The cross-border promise of reterritorialization and examples such as the Triangle have become a mainstay of business commentary. In this respect, it is worth noting that Kenichi Ohmae, amongst the most cited sources of 'borderless-world' hyperbole, set great store by the possibilities of cross-border city-region development. While critics have mainly focused on his tendentious claims about The End of the Nation-State, fewer have explored the questions raised by his book's subtitle: The Rise of Regional Economies (Ohmae 1995). These questions include the ways in which Ohmae's account provided a ready-made formula and set of examples of how to do successful cross-border regionalism. It is amongst these examples that one sees the Triangle profiled as a story of success: 'a natural economic zone' of the 'borderless world' alongside the Pearl River Delta, North Mexico/ SouthwestS.W. U.S. and Taiwan/Fuijian (Ohmae 1995, 80 and 143). But what really has been won by the Triangle? How was it competing and with whom? What has driven and shaped the cross-border developments? And how can the neat and easily citable triangular geometry be squared with the complex circuits of power, lives and capital in the region?1

At the macro scale, the development of the Triangle into a paradigmatic 'best practices' case of 'successful growth triangle development' needs to be understood in the context of decolonization, the end of the Cold War and the redevelopment of East and Southeast Asia as key sites for commodity production.

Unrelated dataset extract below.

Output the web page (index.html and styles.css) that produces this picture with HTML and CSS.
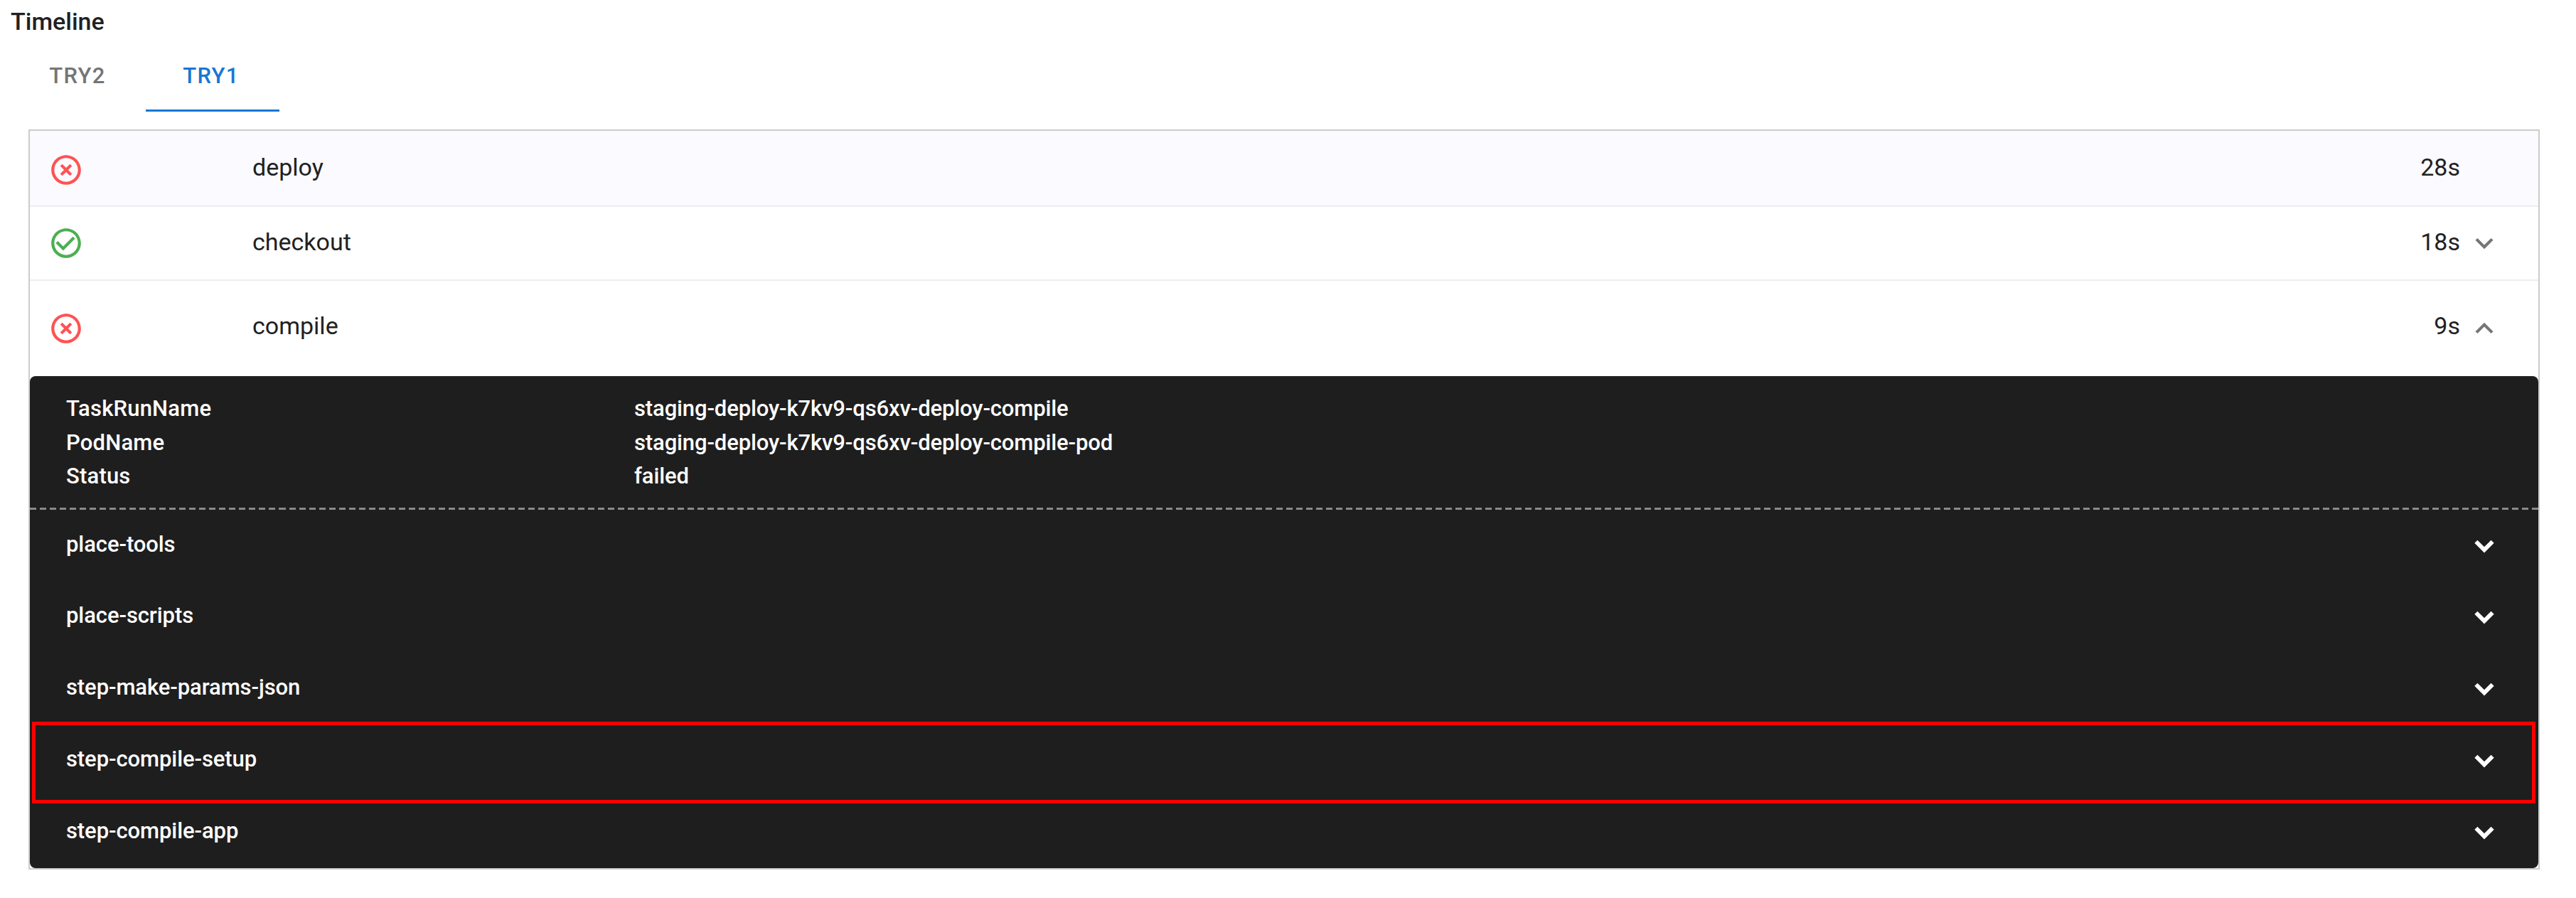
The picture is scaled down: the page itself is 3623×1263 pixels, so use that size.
FILE: index.html
```html
<!DOCTYPE html>
<html lang="en">
<head>
    <meta charset="UTF-8">
    <title>Timeline</title>
    <link rel="stylesheet" href="styles.css">
</head>
<body>
    <svg class="defs">
        <symbol id="failed" viewBox="0 0 24 24"><path d="M14.59 8L12 10.59 9.41 8 8 9.41 10.59 12 8 14.59 9.41 16 12 13.41 14.59 16 16 14.59 13.41 12 16 9.41 14.59 8zM12 2C6.47 2 2 6.47 2 12s4.47 10 10 10 10-4.47 10-10S17.53 2 12 2zm0 18c-4.41 0-8-3.59-8-8s3.59-8 8-8 8 3.59 8 8-3.59 8-8 8z"/></symbol>
        <symbol id="success" viewBox="0 0 24 24"><path d="M16.59 7.58L10 14.17l-3.59-3.58L5 12l5 5 8-8zM12 2C6.48 2 2 6.48 2 12s4.48 10 10 10 10-4.48 10-10S17.52 2 12 2zm0 18c-4.42 0-8-3.58-8-8s3.58-8 8-8 8 3.58 8 8-3.58 8-8 8z"/></symbol>
        <symbol id="more" viewBox="0 0 24 24"><path d="M16.59 8.59L12 13.17 7.41 8.59 6 10l6 6 6-6z"/></symbol>
        <symbol id="less" viewBox="0 0 24 24"><path d="M12 8l-6 6 1.41 1.41L12 10.83l4.59 4.58L18 14z"/></symbol>
    </svg>

    <h1>Timeline</h1>

    <div class="tabs">
        <button class="tab-btn">TRY2</button>
        <button class="tab-btn active">TRY1</button>
    </div>

    <div class="timeline">
        <div class="task head">
            <svg class="icon failed"><use href="#failed"/></svg>
            <span class="name">deploy</span>
            <span class="time">28s</span>
            <span class="arrow"></span>
        </div>
        <div class="task">
            <svg class="icon success"><use href="#success"/></svg>
            <span class="name">checkout</span>
            <span class="time">18s</span>
            <svg class="arrow"><use href="#more"/></svg>
        </div>
        <div class="task open">
            <svg class="icon failed"><use href="#failed"/></svg>
            <span class="name">compile</span>
            <span class="time">9s</span>
            <svg class="arrow"><use href="#less"/></svg>
        </div>

        <div class="detail">
            <dl class="info">
                <dt>TaskRunName</dt>
                <dd>staging-deploy-k7kv9-qs6xv-deploy-compile</dd>
                <dt>PodName</dt>
                <dd>staging-deploy-k7kv9-qs6xv-deploy-compile-pod</dd>
                <dt>Status</dt>
                <dd>failed</dd>
            </dl>
            <div class="dashes"></div>
            <div class="steps">
                <div class="step"><span class="label">place-tools</span><svg class="arrow"><use href="#more"/></svg></div>
                <div class="step"><span class="label">place-scripts</span><svg class="arrow"><use href="#more"/></svg></div>
                <div class="step"><span class="label">step-make-params-json</span><svg class="arrow"><use href="#more"/></svg></div>
                <div class="step marked"><span class="label">step-compile-setup</span><svg class="arrow"><use href="#more"/></svg></div>
                <div class="step"><span class="label">step-compile-app</span><svg class="arrow"><use href="#more"/></svg></div>
            </div>
        </div>
    </div>
</body>
</html>
```

FILE: styles.css
```css
*, *::after {
    box-sizing: border-box;
}
body {
    font-family: Roboto, sans-serif;
    margin: 0;
    background-color: #fff;
    color: #212121;
}
.defs {
    display: none;
}
h1 {
    margin: 0;
    padding: 10px 0 0 15px;
    height: 60px;
    font-size: 34px;
    line-height: 41px;
    font-weight: 500;
}
.tabs {
    display: flex;
    padding-left: 17px;
    height: 97px;
}
.tab-btn {
    width: 188px;
    padding: 0 4px 1px 0;
    border: none;
    border-bottom: 3px solid transparent;
    background: none;
    color: #757575;
    font-family: inherit;
    font-size: 31px;
    font-weight: 500;
    letter-spacing: 1.3px;
}
.tab-btn.active {
    color: #1976d2;
    border-bottom-color: #1976d2;
}
.timeline {
    width: 3532px;
    margin: 25px 0 0 40px;
    border: 2px solid #ccc;
}
.task {
    display: flex;
    align-items: center;
    height: 104px;
    padding: 0 51px 0 26px;
    border-bottom: 2px solid #eee;
    font-size: 34px;
    line-height: 40px;
}
.task.head {
    height: 107px;
    background-color: #fafaff;
}
.task.open {
    height: 134px;
    border-bottom: none;
}
.icon {
    width: 50px;
    height: 50px;
    margin-right: 237px;
}
.head .icon {
    margin-top: 4px;
}
.failed {
    fill: #ff5252;
}
.success {
    fill: #4caf50;
}
.name {
    flex: 1;
}
.name, .time {
    padding-bottom: 4px;
}
.open .name, .open .time {
    padding-bottom: 8px;
}
.arrow {
    width: 50px;
    height: 50px;
    margin-left: 9px;
    fill: #757575;
}
.detail {
    background-color: #1e1e1e;
    border-radius: 8px;
    color: #fff;
    font-size: 31px;
    font-weight: 500;
}
.info {
    display: grid;
    grid-template-columns: 799px 1fr;
    margin: 0;
    padding: 22px 51px 20px;
    line-height: 47.7px;
}
.info dt {
    letter-spacing: 0.2px;
}
.info dd {
    margin: 0;
    letter-spacing: -0.12px;
}
.dashes {
    height: 3px;
    background: repeating-linear-gradient(to right, #8a8a8a 0 9px, transparent 9px 14.02px);
}
.step {
    position: relative;
    display: flex;
    align-items: center;
    justify-content: space-between;
    height: 100.8px;
    padding: 0 51px;
}
.label {
    padding-bottom: 5px;
    letter-spacing: -0.08px;
}
.step .arrow {
    fill: #fff;
    stroke: #fff;
    stroke-width: 0.8px;
}
/* highlighted step */
.marked::after {
    content: "";
    position: absolute;
    top: -5px;
    left: 3px;
    right: 4px;
    height: 115px;
    border: 5px solid #f00;
}
```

More specifically, as Sum suggests with regard to the Asian Growth Triangle phenomenon more generally, we need to come to terms with the Triangle as a strategy promoted both by regional leaders keen on 'expanding "embedded exportism"' and by global interests (including TNCs, and their representatives in ASEAN, APEC and the US government) who see 'it as having a "facilitating effect" upon "open regionalism"'. Sum argues that it is 'this coincidence of global, national and regional interests [that] enable[s] the 'growth triangle' to be seen as a magic bullet' (Sum 2002, 65). At the more micro scale, it is important to consider where this 'bullet' hits home and where its magic fades away (see also Kelly 2002). The Triangle, and the form of regional spatial fix it represents, needs therefore to be understood within the complex power geometries of dislocation, disempowerment, enablement and confinement that comprise the myriad human geographies of the region. These micro and macro contextual dynamics are linked to each other and the broader scale-switching dynamics of the regional spatial fix (Marston 2000; and Marston and Smith 2001; cf. Brenner 2001, and Newstead et al. 2003). We can only address the complexity of such intertwined processes in a limited way in a single article, but, in an attempt to register at least some of the diverse dynamics condensed in this archipelago of reterritorialization, we are drawing on three strands of theoretical argumentation.

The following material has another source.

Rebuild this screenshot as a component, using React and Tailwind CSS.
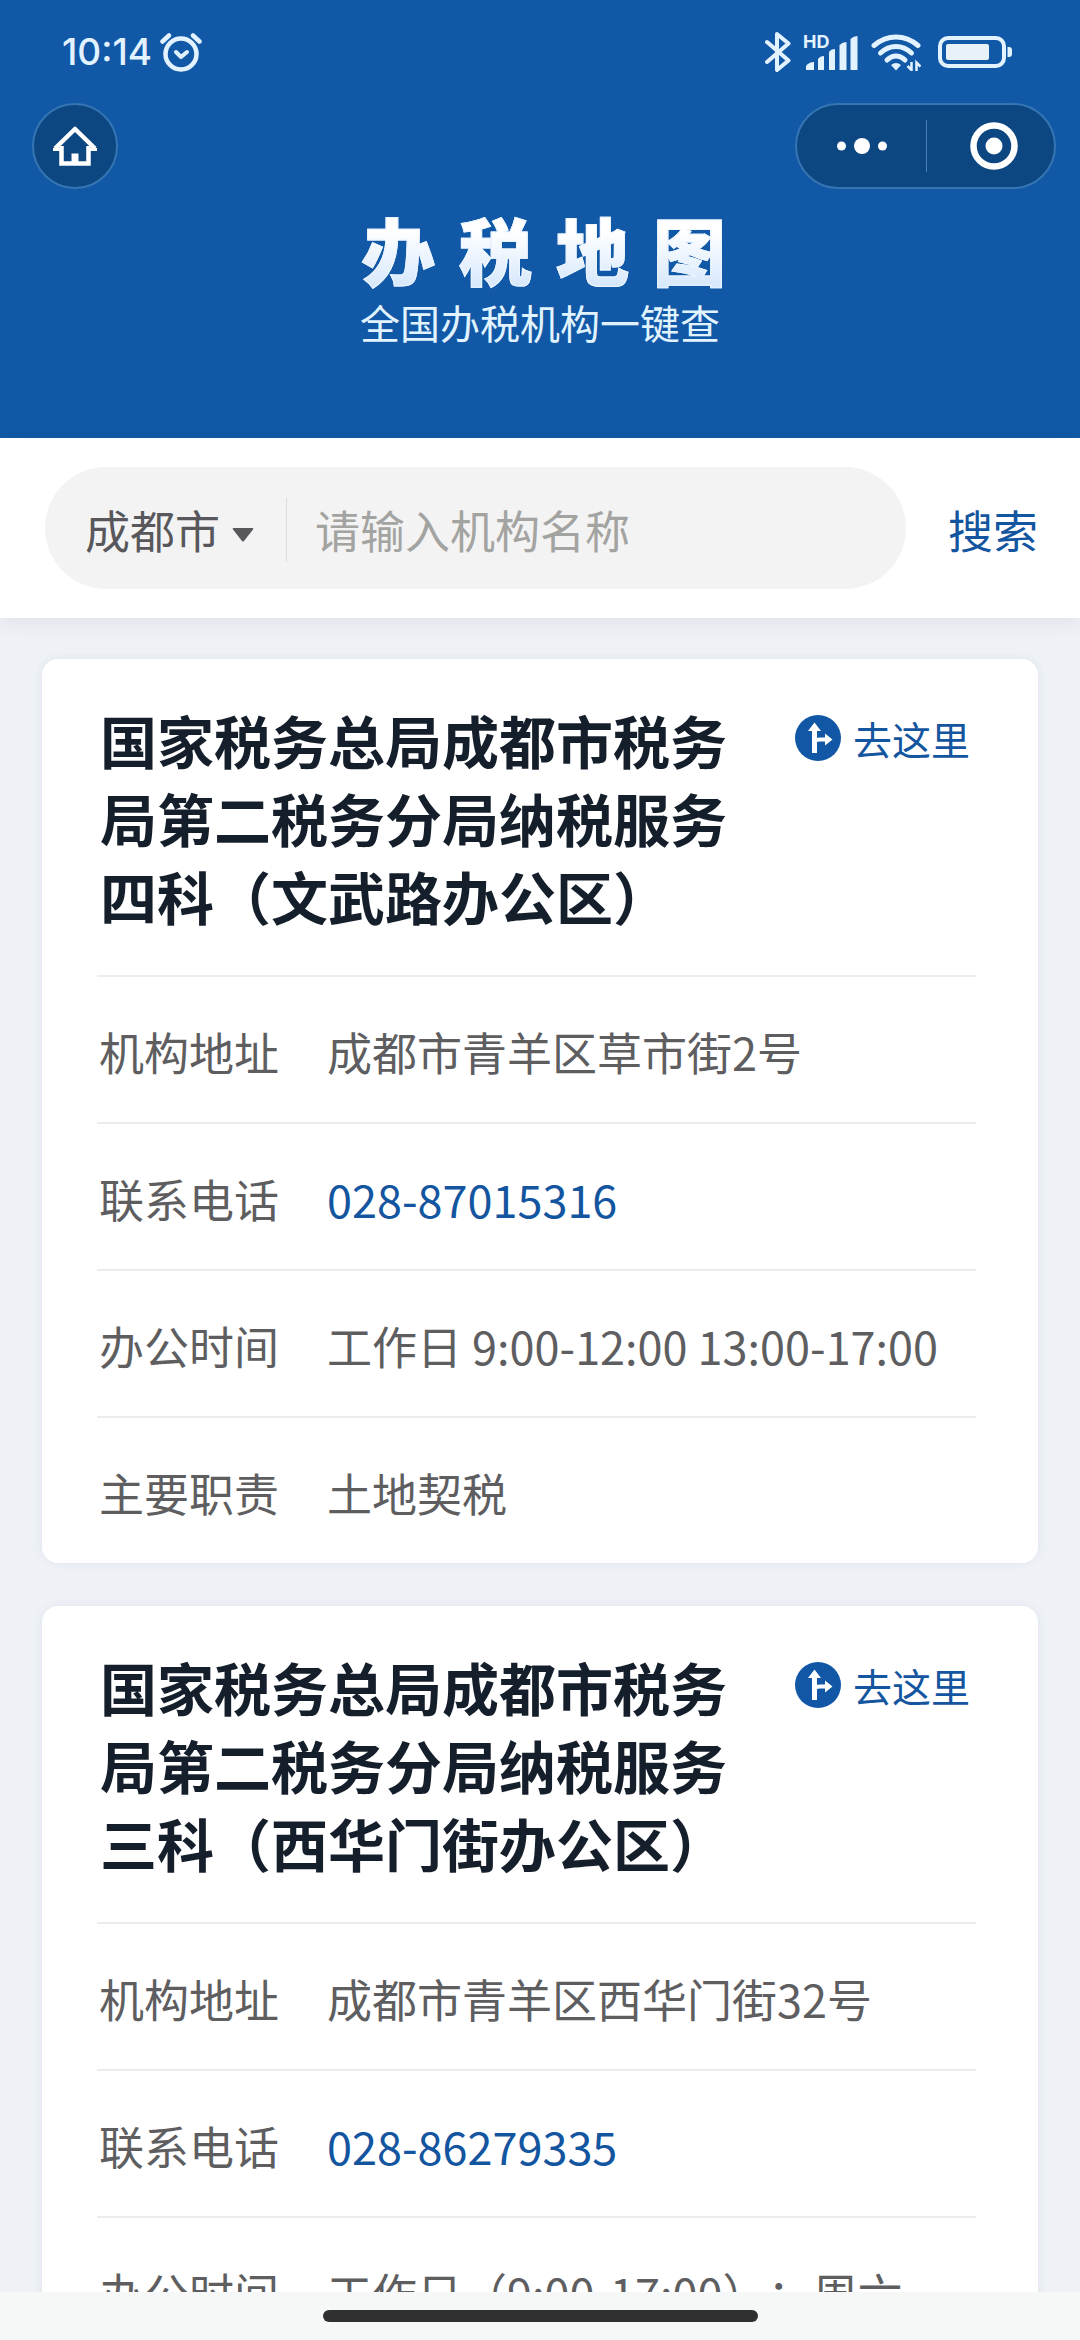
import React from 'react';

const offices = [
  {
    id: 'wenwu',
    name: '国家税务总局成都市税务局第二税务分局纳税服务四科（文武路办公区）',
    address: '成都市青羊区草市街2号',
    phone: '028-87015316',
    hours: '工作日 9:00-12:00 13:00-17:00',
    duty: '土地契税',
  },
  {
    id: 'xihuamen',
    name: '国家税务总局成都市税务局第二税务分局纳税服务三科（西华门街办公区）',
    address: '成都市青羊区西华门街32号',
    phone: '028-86279335',
    hours: '工作日（9:00-17:00）；周六',
    duty: '土地契税',
  },
];

function StatusBar() {
  return (
    <div className="flex h-[103px] items-center justify-between pl-[62px] pr-[68px] text-[#e3f2ff]">
      <div className="flex items-center gap-2">
        <span className="font-['Inter',sans-serif] text-[37px] leading-10 font-medium">10:14</span>
        {/* Alarm */}
        <svg viewBox="0 0 42 40" className="h-10 w-[42px]" fill="none" stroke="currentColor" strokeLinecap="round">
          <circle cx="21" cy="22" r="15.5" strokeWidth="4.5" />
          <path d="M2.5 9.5 9 3.5M39.5 9.5 33 3.5" strokeWidth="4.5" />
          <path d="M16 20l5 5 6-5" strokeWidth="4" strokeLinejoin="round" />
        </svg>
      </div>

      <div className="flex items-center">
        {/* Bluetooth */}
        <svg viewBox="0 0 26 42" className="mr-3 h-[42px] w-[26px]" fill="none" stroke="currentColor" strokeWidth="4" strokeLinecap="round" strokeLinejoin="round">
          <path d="M2 11 23.5 29.5 12 39V3l11.5 9.5L2 31" />
        </svg>
        {/* HD signal */}
        <svg viewBox="0 0 56 38" className="mr-3 h-[38px] w-14 overflow-visible" fill="currentColor">
          <text x="0" y="15" fontFamily="Inter, sans-serif" fontSize="18" fontWeight="700">HD</text>
          <path d="M3 37v-4q3-4 8-4v8z" />
          <path d="M15 37V26q2-3 6-3v14z" />
          <path d="M26 37V19q2-3 6-3v21z" />
          <path d="M36.500 37V12q3-3 7-3v28z" />
          <path d="M47.500 37V6q3-3 7-3v34z" />
        </svg>
        {/* Wifi */}
        <svg viewBox="0 0 50 38" className="mr-[17px] h-[38px] w-[50px]" fill="none" stroke="currentColor" strokeWidth="5" strokeLinecap="round">
          <path d="M3 12.500Q13 4 25 4t22 8.500" />
          <path d="M9.500 20q7-6.500 15.500-6.500T40.500 20" />
          <path d="M16 27q4-4 9-4t9 4" />
          <path d="M20 32q5-4 10 0l-5 5.500z" fill="currentColor" stroke="none" />
          <path d="M40.500 29v8l-4-4M45.500 38v-8.500l4 4" strokeWidth="2.500" strokeLinecap="butt" />
        </svg>
        {/* Battery */}
        <svg viewBox="0 0 74 32" className="h-8 w-[74px]" fill="currentColor">
          <rect x="2" y="2" width="64" height="28" rx="8" fill="none" stroke="currentColor" strokeWidth="4" />
          <rect x="8" y="8" width="43" height="16" rx="2" fill="#e9f1f8" />
          <path d="M69.500 11H71q3 0 3 3v4q0 3-3 3h-1.500z" />
        </svg>
      </div>
    </div>
  );
}

function NavBar() {
  return (
    <div className="flex items-center justify-between pl-8 pr-6">
      <button aria-label="首页" className="flex size-[86px] items-center justify-center rounded-full border-2 border-[#3575b3] bg-[#0d4782] text-white">
        <svg viewBox="0 0 44 40" className="h-10 w-11" fill="none" stroke="currentColor" strokeWidth="4.500">
          <path d="M2 22.500 22 3l20 19.500" strokeLinejoin="round" />
          <path d="M0 23.500h8M36 23.500h8" strokeWidth="3" />
          <path d="M8.500 20v17.500h27V20" />
          <path d="M18.500 39V27.500h7V39z" fill="currentColor" stroke="none" />
        </svg>
      </button>

      <div className="flex h-[86px] w-[261px] items-center rounded-full border-2 border-[#3575b3] bg-[#0d4782] text-white">
        <button aria-label="更多" className="flex h-full w-[129px] items-center justify-center">
          <svg viewBox="0 0 50 16" className="h-4 w-[50px]" fill="currentColor">
            <circle cx="4.500" cy="8" r="4.500" />
            <circle cx="25" cy="8" r="8" />
            <circle cx="45.500" cy="8" r="4.500" />
          </svg>
        </button>
        <span className="h-[52px] w-px bg-[#4a80b5]" />
        <button aria-label="关闭" className="flex h-full flex-1 items-center justify-center pl-1.5">
          <svg viewBox="0 0 48 48" className="size-12">
            <circle cx="24" cy="24" r="20.500" fill="none" stroke="currentColor" strokeWidth="6.500" />
            <circle cx="24" cy="24" r="8.500" fill="currentColor" />
          </svg>
        </button>
      </div>
    </div>
  );
}

function SearchBar() {
  return (
    <form
      onSubmit={(e) => e.preventDefault()}
      className="relative z-10 flex items-center bg-white py-[29px] pl-[45px] text-[45px] leading-[64px] shadow-[0_4px_20px_rgba(0,0,0,0.07)]"
    >
      <div className="flex h-[122px] min-w-0 flex-1 items-center rounded-full bg-[#f3f3f3] pt-1 pl-10">
        <div className="relative flex shrink-0 items-center">
          <select aria-label="城市" defaultValue="成都市" className="appearance-none bg-transparent pr-[33px] text-[#58585c] outline-none">
            <option>成都市</option>
          </select>
          <svg viewBox="0 0 22 14" className="pointer-events-none absolute right-0 top-[30px] h-3.5 w-[22px]" fill="#58585c">
            <path d="M1.500 0h19q1.500 0 .5 1.500l-9 11.500q-1 1-2 0L1 1.500Q0 0 1.500 0z" />
          </svg>
        </div>
        <span className="ml-8 h-16 w-px shrink-0 bg-[#dcdcdc]" />
        <input
          type="text"
          aria-label="机构名称"
          placeholder="请输入机构名称"
          className="ml-7 min-w-0 flex-1 bg-transparent text-[#58585c] outline-none placeholder:text-[#a3a3a1]"
        />
      </div>
      <button type="submit" className="w-[174px] shrink-0 pt-1 text-[#14559f]">搜索</button>
    </form>
  );
}

function Row({ label, children }) {
  return (
    <div className="flex border-t-2 border-[#ececee] pt-[43px] pb-[38px] pl-0.5">
      <dt className="w-[228px] shrink-0">{label}</dt>
      <dd className="min-w-0 flex-1">{children}</dd>
    </div>
  );
}

function OfficeCard({ office }) {
  return (
    <article className="rounded-2xl bg-white pl-[55px] pr-[62px] shadow-[0_0_10px_rgba(40,60,90,0.07)]">
      <div className="flex items-start justify-between pt-[41px] pb-[41px] pl-[3px] pr-1.5">
        <h2 className="w-[630px] text-[57px] leading-[78px] font-bold text-[#151f2b]">{office.name}</h2>
        <a href={`#${office.id}`} className="mt-2.5 flex shrink-0 items-center gap-3 text-[39px] leading-14 text-[#14559f]">
          <svg viewBox="0 0 46 46" className="size-[46px]">
            <circle cx="23" cy="23" r="23" fill="#1157a5" />
            <g fill="none" stroke="#fff" strokeWidth="4">
              <path d="M19.500 38V13" strokeWidth="5" />
              <path d="M20 26.500q1-2 5-2h7" />
            </g>
            <path d="M19.500 7.500 26 16H13zM37.500 24.500 30 18.500v12z" fill="#fff" />
          </svg>
          去这里
        </a>
      </div>

      <dl className="text-[45px] leading-[64px] text-[#5e5e61] [text-spacing-trim:space-all]">
        <Row label="机构地址">{office.address}</Row>
        <Row label="联系电话">
          <a href={`tel:${office.phone}`} className="text-[#14559f]">{office.phone}</a>
        </Row>
        <Row label="办公时间">{office.hours}</Row>
        <Row label="主要职责">{office.duty}</Row>
      </dl>
    </article>
  );
}

export default function App() {
  return (
    <div className="flex h-screen flex-col bg-[#eef2f7] font-['Noto_Sans_CJK_SC',sans-serif]">
      <header className="bg-[#1159a6] pb-24">
        <StatusBar />
        <NavBar />
        <div className="mt-4 text-center">
          <h1 className="flex justify-center gap-6 bg-linear-to-b from-white from-30% to-[#d3e6fc] bg-clip-text pl-2 text-[73px] leading-[86px] font-black text-transparent [-webkit-text-stroke:1px_#edf5ff]">
            {[...'办税地图'].map((char) => (
              <span key={char}>{char}</span>
            ))}
          </h1>
          <p className="mt-[11px] text-[40px] leading-10 text-[#e0f3ff]">全国办税机构一键查</p>
        </div>
      </header>

      <SearchBar />

      <main className="flex min-h-0 flex-1 flex-col gap-[43px] overflow-y-auto px-[42px] pt-[41px] [scrollbar-width:none]">
        {offices.map((office) => (
          <OfficeCard key={office.id} office={office} />
        ))}
      </main>

      {/* Home indicator */}
      <div className="flex h-12 shrink-0 items-start justify-center bg-[#f6f7f7] pt-[18px]">
        <span className="h-3 w-[435px] rounded-full bg-[#303030]" />
      </div>
    </div>
  );
}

Clearly it is the arguments from Marxist work in geography about spatial fixing that provide us with the first strand of our own analytical re-triangulation. Supplementing this, our other two theoretical strands are aimed at registering how the actual uneven developments in the region exceed the neat trigonometry of land, labour and capital. Thus, a second strand emerges from a political geographical concern with the ways in which successive colonial, post-colonial and neo-colonial regimes of politics and governmentality are layered territorially on top of each other creating a wide range of consequences for both the geopolitical and geoeconomic re-making of regional space (see Kramsch 2002; Sidaway 2000; and Sparke 2002a). Our third theoretical strand concerns the cultural geographies of these power relations: the ways in which the production of subjectivity, agency and political identity intertwines with and complicates the production (both semiotic and industrial) of the region. Woven altogether, these three strands - the economic geography of a regionalist spatial fix, the political geography of colonial, post-colonial and neo-colonial governmentality, and the heterogeneous cultural geographies of agency and subjectivity formation - guide our re-triangulation of the Triangle. In his own problematization of 'borderless world' discourses, Ó Tuathail (1999, 140) argues that territory needs to be reconceptualized 'as a regime of practices triangulated between institutionalisation of power, materialisations of place and idealisations of "the people".' Reworking this formula just a little, we argue that conventional geographies of the Triangle as an embodiment of the 'borderless world' need to be 're-triangulated' in terms of circuits of capital, the (post)colonial remaking of place, and the cultural geographic reworking of regional identities.

2. CAPITAL

The capital-centric story of the Triangle begins first and foremost with numbers analysis of variations in land and labour costs across the region. These are the numbers which (without ever referring to theories of spatial fixes and scalar restructuring) proponents and commentators repeatedly used during the 1990s to map out the economic rationality of regional reterritorialization. The most commonly circulated figures were from 1989 and were generally presented along the lines of Table 1 below.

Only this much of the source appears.